I absolutely love discovering connections like this in the scripture!
Rahab, a foreign woman, showed hesed to the Israelites, and they showed it to her in return, saving her and bringing her into Israel where the people continue the commitment by welcoming her whole family into their community.
Ruth, a foreign woman, showed hesed to Naomi, an Israelite woman, who brought Ruth back to Israel. There, Ruth met Boaz, who lived out what he had learned of hesed from his family by welcoming and caring for Ruth and Naomi. And eventually the whole community of Bethlehem welcomed her as well.
Hundreds of years later, another mama praises God for the hesed that he himself has shown her and her people. In Luke chapter 1, we find Mary, reveling in the wonder of life growing inside of her and of the calling of the Lord in her life. In her song, her magnificat, she says, “for he who is mighty has done great things for me, and holy is his name. And his mercy is for those who fear him from generation to generation.” (Luke 1:49-50) The word for mercy is the greek translation of hesed, the word eleos. Later on she declares, “He has helped his servant Israel, in remembrance of his mercy, as he spoke to our fathers, to Abraham and to his offspring forever.” (Luke 1:54-55)

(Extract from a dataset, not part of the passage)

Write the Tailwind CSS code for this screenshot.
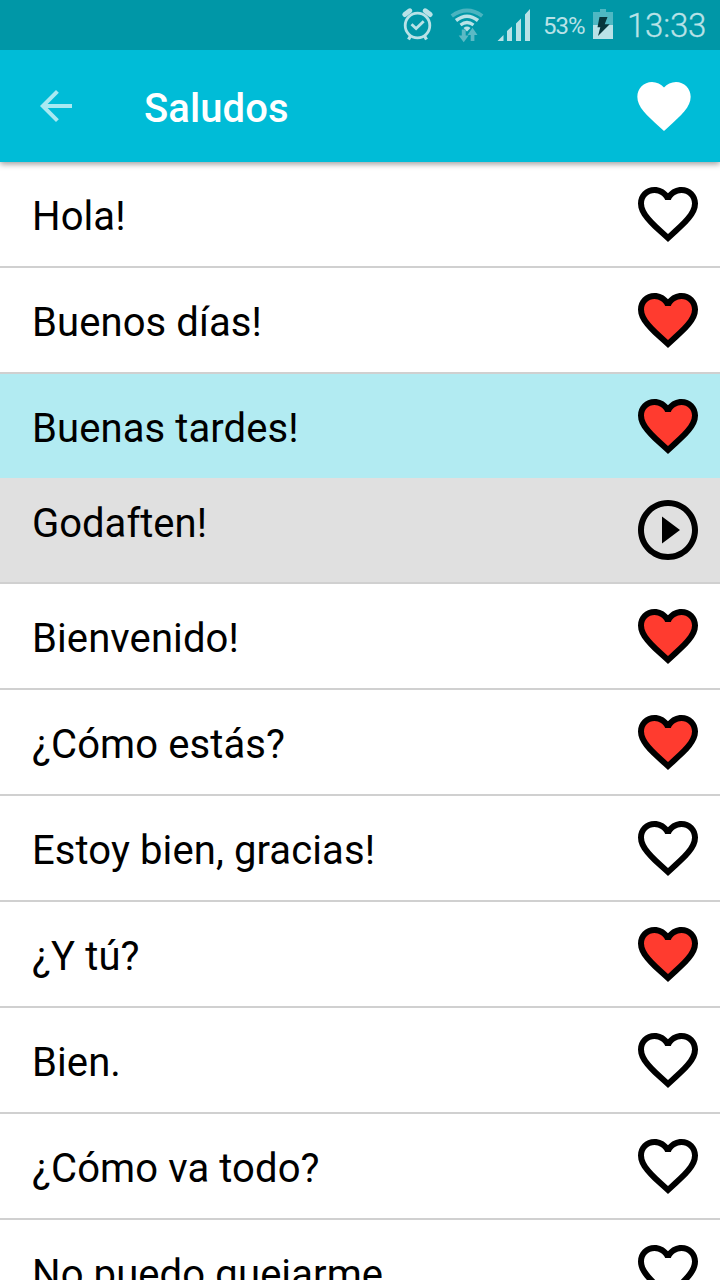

Mary was carrying the descendant of Rahab and Ruth in her womb. He was hesed in living form. Through him, all of us can come to know and experience and live in the hesed of God. As Paul says in Ephesians 2, using the greek translation eleos, “But God, being rich in mercy, because of the great love with which he loved us, even when we were dead in our trespasses, made us alive together with Christ—by grace you have been saved—” (Eph. 2:4-5) We are just weeks away from a church-wide celebration of this act of hesed, Resurrection Sunday. As we ready ourselves for that day, let us ponder the wonder of God’s love for us, the power of that love in action that saved us, and the steadfastness of that love to keep us and carry us now through all eternity.